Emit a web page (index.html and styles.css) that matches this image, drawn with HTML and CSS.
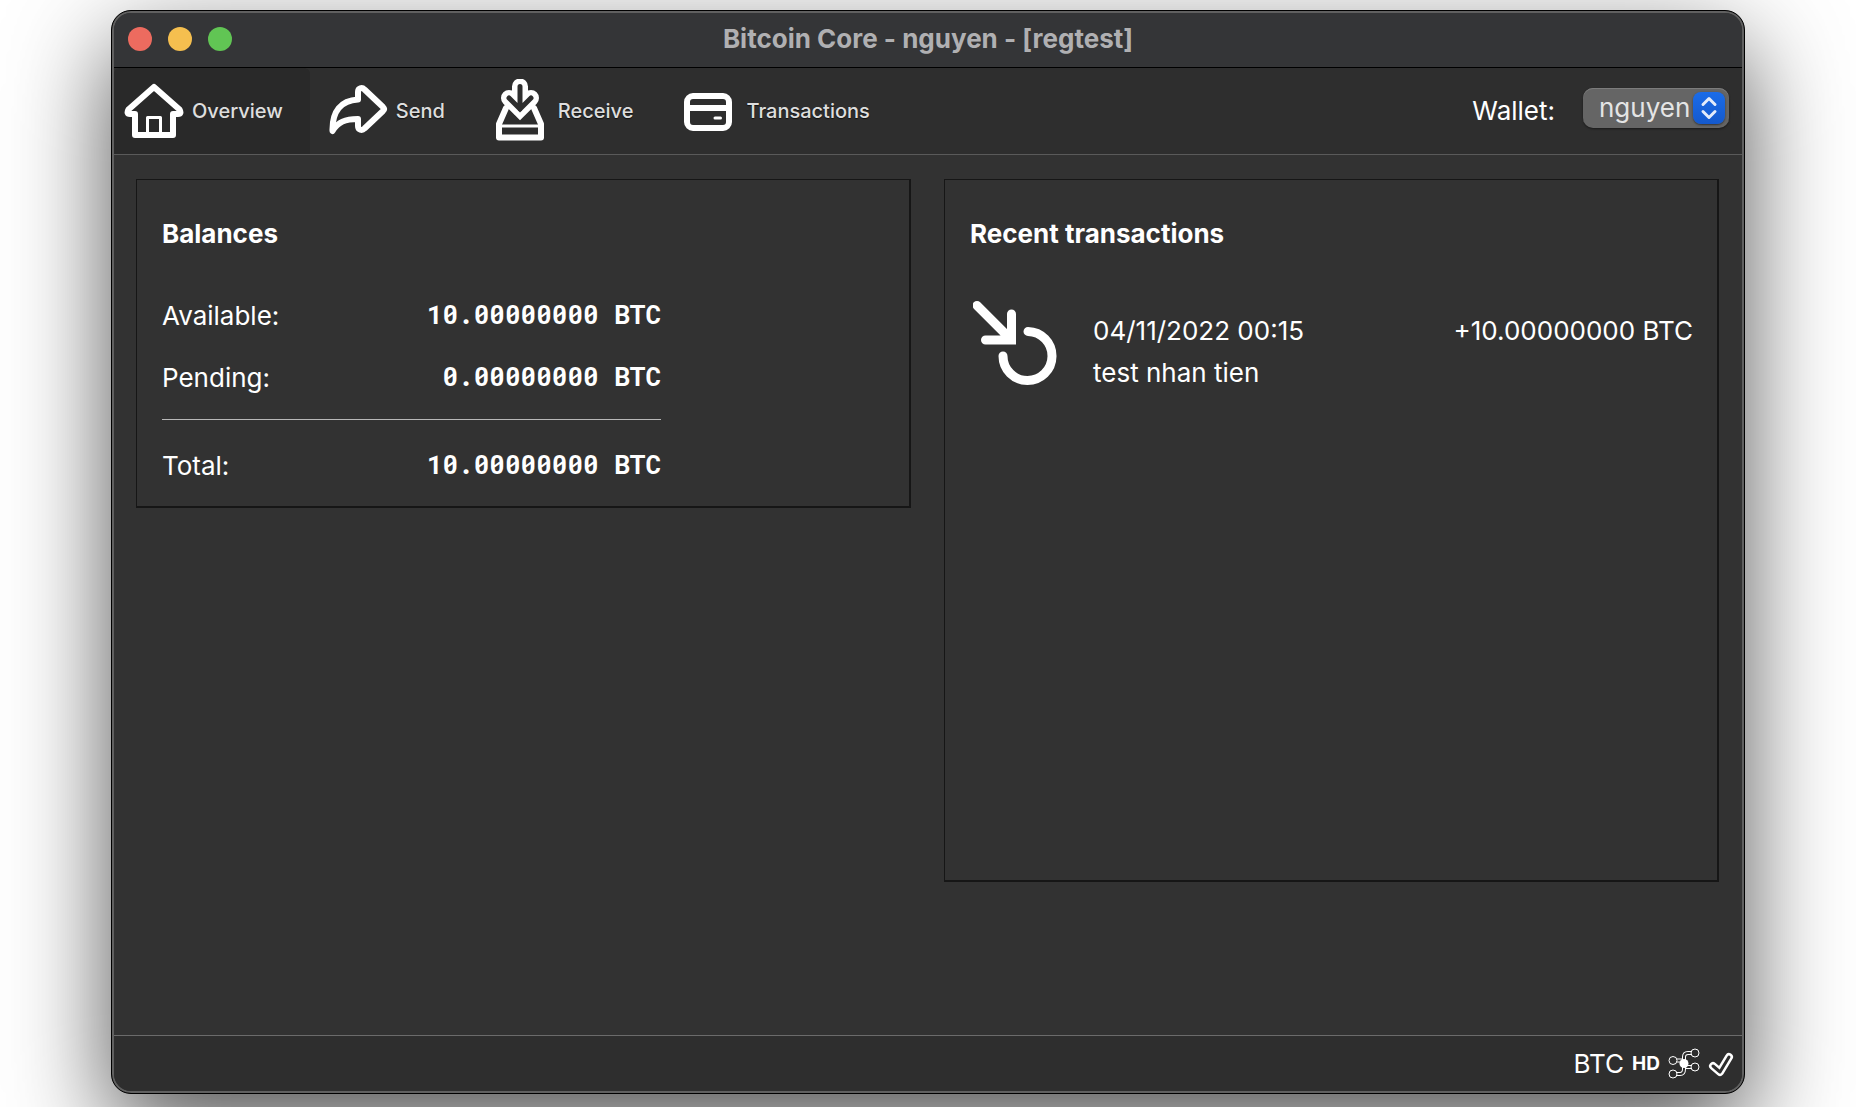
FILE: index.html
```html
<!DOCTYPE html>
<html lang="en">
<head>
<meta charset="utf-8">
<title>Bitcoin Core - nguyen - [regtest]</title>
<link rel="stylesheet" href="styles.css">
</head>
<body>
<div class="window">
  <header class="titlebar">
    <div class="lights">
      <button class="light light-close" aria-label="Close"></button>
      <button class="light light-minimize" aria-label="Minimize"></button>
      <button class="light light-zoom" aria-label="Zoom"></button>
    </div>
    <h1 class="title">Bitcoin Core - nguyen - [regtest]</h1>
  </header>

  <div class="toolbar">
    <nav class="tabs">
      <button class="tab tab-active">
        <svg class="tab-icon" viewBox="0 -2 60 64" aria-hidden="true">
          <path class="line" d="M30 6 L4.500 28.500 Q2 33 6 33 H11 V54 H49 V33 H54 Q58 33 55.500 28.500 Z"/>
          <path class="line thin" d="M23.500 54 V36.500 H36.500 V54"/>
        </svg>
        Overview
      </button>
      <button class="tab">
        <svg class="tab-icon" viewBox="0 -2 60 64" aria-hidden="true">
          <path class="line" d="M4.500 50 C4 30 13 19.500 30 18.500 V11 C30 7 34 6 36.500 8.500 L55 26 Q57 28 55 30 L36.500 47.500 C34 50 30 49 30 45 V38 C17 38 10 41 4.500 50 Z"/>
        </svg>
        Send
      </button>
      <button class="tab">
        <svg class="tab-icon" viewBox="0 -2 60 64" aria-hidden="true">
          <path class="line" d="M16 27 L9 43 V56.500 H51 V43 L44 27"/>
          <path class="line thin" d="M9 45 H51"/>
          <path class="arrow-outer" d="M30 5.500 V28 M19 17 L30 28 L41 17"/>
          <path class="arrow-inner" d="M30 5.500 V28 M19 17 L30 28 L41 17"/>
        </svg>
        Receive
      </button>
      <button class="tab">
        <svg class="tab-icon" viewBox="0 -2 60 64" aria-hidden="true">
          <rect class="line" x="9" y="15" width="42" height="32" rx="6"/>
          <path class="line flat" d="M9 27 H51"/>
          <path class="line thin" d="M37 37 H42.500"/>
        </svg>
        Transactions
      </button>
    </nav>
    <div class="wallet">
      <label for="wallet-select">Wallet:</label>
      <div class="picker">
        <select id="wallet-select"><option>nguyen</option></select>
        <svg class="stepper" viewBox="0 0 32 32" aria-hidden="true">
          <path d="M10 12.500 L16 6.500 L22 12.500 M10 19.500 L16 25.500 L22 19.500"/>
        </svg>
      </div>
    </div>
  </div>

  <main class="overview">
    <section class="panel">
      <h2>Balances</h2>
      <table class="balances">
        <tbody>
          <tr><th scope="row">Available:</th><td>10.00000000 BTC</td></tr>
          <tr><th scope="row">Pending:</th><td>0.00000000 BTC</td></tr>
        </tbody>
      </table>
      <table class="balances sum">
        <tbody>
          <tr><th scope="row">Total:</th><td>10.00000000 BTC</td></tr>
        </tbody>
      </table>
    </section>
    <section class="panel panel-tall">
      <h2>Recent transactions</h2>
      <ul class="transactions">
        <li class="transaction">
          <svg class="tx-icon" viewBox="0 0 84 84" aria-hidden="true">
            <path d="M4 4.500 L38 38.500 M38.500 13 V39 H12.500"/>
            <path d="M55 30.500 A24.500 24.500 0 1 1 30 55"/>
          </svg>
          <div class="tx-text">
            <div class="tx-head"><time datetime="2022-11-04T00:15">04/11/2022 00:15</time><span>+10.00000000 BTC</span></div>
            <div>test nhan tien</div>
          </div>
        </li>
      </ul>
    </section>
  </main>

  <footer class="statusbar">
    <span>BTC</span>
    <strong class="hd">HD</strong>
    <svg class="network" viewBox="0 0 32 32" aria-hidden="true">
      <path class="wire" d="M9 12.500 H13 L16 16 M16 16 V9 Q16 5 20 5 H23 M16 16 L19 19 H23 M16 16 V21 Q16 26 12 26 H9"/>
      <path class="core" d="M9 12.500 H13 L16 16 M16 16 V9 Q16 5 20 5 H23 M16 16 L19 19 H23 M16 16 V21 Q16 26 12 26 H9"/>
      <circle class="node" cx="5" cy="12.500" r="4"/><circle class="node" cx="27" cy="5" r="4"/>
      <circle class="node" cx="27" cy="19" r="4"/><circle class="node" cx="5" cy="26" r="4"/>
      <circle class="hub" cx="16" cy="15.500" r="4.500"/>
    </svg>
    <svg class="check" viewBox="0 0 26 26" aria-hidden="true">
      <path class="check-outer" d="M5 15 L12 21 L21 6"/>
      <path class="check-inner" d="M5 15 L12 21 L21 6"/>
    </svg>
  </footer>
</div>
</body>
</html>
```
FILE: styles.css
```css
* { box-sizing: border-box; }

body {
  margin: 0;
  padding: 10px 111px 13px;
  background: #fff;
  color: #fff;
  font: 26px/32px Inter, "Liberation Sans", sans-serif;
}

button, select { font: inherit; color: inherit; border: 0; }

.window {
  display: flex;
  flex-direction: column;
  min-height: calc(100vh - 23px);
  border: 1px solid #000;
  border-radius: 20px;
  background: #323232;
  box-shadow: inset 0 0 0 2px #606060, 0 36px 100px rgba(0, 0, 0, .68);
  padding: 2px;
}

.titlebar {
  display: grid;
  grid-template-columns: 1fr auto 1fr;
  align-items: center;
  height: 55px;
  padding: 0 14px 3px;
  border-bottom: 1px solid #000;
  border-radius: 17px 17px 0 0;
  background: #343537;
}

.lights { display: flex; gap: 16px; }
.light { width: 24px; height: 24px; padding: 0; border-radius: 50%; }
.light-close { background: #ed6b5f; }
.light-minimize { background: #f5bf4f; }
.light-zoom { background: #61c554; }
.title { margin: 0; font-size: 26px; font-weight: 700; color: #b0b0b2; }

.toolbar {
  display: flex;
  justify-content: space-between;
  height: 87px;
  border-bottom: 1px solid #5a5a5a;
  background: #2e2e2e;
}

.tabs { display: flex; gap: 8px; }
.tab {
  display: flex;
  align-items: center;
  gap: 8px;
  padding: 0 27px 0 10px;
  background: none;
  border-radius: 6px 6px 0 0;
  color: #dedede;
  font-size: 20px;
  font-weight: 500;
  line-height: 32px;
  text-shadow: 0 1px 1px #111;
}
.tab-active { background: #292929; text-shadow: none; }
.tab-icon { width: 60px; height: 64px; }

.line { fill: none; stroke: #fff; stroke-width: 6; stroke-linejoin: round; stroke-linecap: round; }
.thin { stroke-width: 3; }
.flat { stroke-linecap: butt; }
.arrow-outer { fill: none; stroke: #fff; stroke-width: 16; stroke-linecap: round; }
.arrow-inner { fill: none; stroke: #2e2e2e; stroke-width: 5; stroke-linecap: round; }

.wallet { display: flex; align-items: center; gap: 28px; padding-right: 13px; }
.picker { position: relative; margin-bottom: 6px; }
.picker select {
  appearance: none;
  display: block;
  width: 146px;
  height: 40px;
  padding: 0 0 0 16px;
  border-radius: 10px;
  background: #656565;
  box-shadow: inset 0 1px 0 #7c7c7c, 0 1px 2px #1a1a1a;
  color: #e4e4e4;
}
.stepper {
  position: absolute;
  top: 4px;
  right: 4px;
  width: 32px;
  height: 32px;
  border-radius: 8px;
  background: linear-gradient(#1b6ce8, #1459cd);
  box-shadow: 0 1px 2px #333;
  pointer-events: none;
}
.stepper path { fill: none; stroke: #e4ecfa; stroke-width: 3; stroke-linecap: round; stroke-linejoin: round; }

.overview {
  display: grid;
  grid-template-columns: 1fr 1fr;
  gap: 33px;
  flex: 1;
  padding: 24px 23px 153px 22px;
  align-items: start;
}
.panel {
  border: solid #161616;
  border-width: 1px 2px 2px 1px;
  padding: 38px 24px 9px 25px;
}
.panel-tall { align-self: stretch; }
.panel h2 { margin: 0; font-size: 26px; line-height: 32px; font-weight: 700; }

.balances { width: 499px; margin-top: 35px; border-spacing: 0; }
.balances th { padding: 15px 0; text-align: left; font-weight: 400; vertical-align: top; }
.balances td { padding: 13px 0 17px; text-align: right; vertical-align: top; font: 700 26px/32px "Roboto Mono", "DejaVu Sans Mono", monospace; }
.balances.sum { margin-top: 10px; padding-top: 15px; border-top: 1px solid #b8b8b8; }

.transactions { list-style: none; margin: 51px 0 0; padding: 0 0 0 3px; }
.transaction { display: flex; gap: 36px; }
.tx-icon { flex: none; width: 84px; height: 84px; fill: none; stroke: #fff; stroke-width: 9; stroke-linecap: round; }
.tx-text { flex: 1; padding-top: 9px; line-height: 42px; }
.tx-head { display: flex; justify-content: space-between; }

.statusbar {
  display: flex;
  align-items: center;
  justify-content: flex-end;
  gap: 8px;
  height: 56px;
  padding-right: 8px;
  border-top: 1px solid #6b6b6b;
  border-radius: 0 0 17px 17px;
  background: #2e2e2e;
}
.hd { font-size: 19px; }
.network { width: 32px; height: 32px; }
.wire { fill: none; stroke: #fff; stroke-width: 4; }
.core { fill: none; stroke: #2e2e2e; stroke-width: 2; }
.node { fill: #2e2e2e; stroke: #fff; stroke-width: 1; }
.hub { fill: #fff; }
.check { width: 26px; height: 26px; }
.check path { fill: none; stroke-linecap: round; stroke-linejoin: round; }
.check-outer { stroke: #fff; stroke-width: 8; }
.check-inner { stroke: #2e2e2e; stroke-width: 3; }
```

Direction
Extract lines where the string "index" occurs.

Expected answer
Emit a web page (index.html and styles.css) that matches this image, drawn with HTML and CSS.
FILE: index.html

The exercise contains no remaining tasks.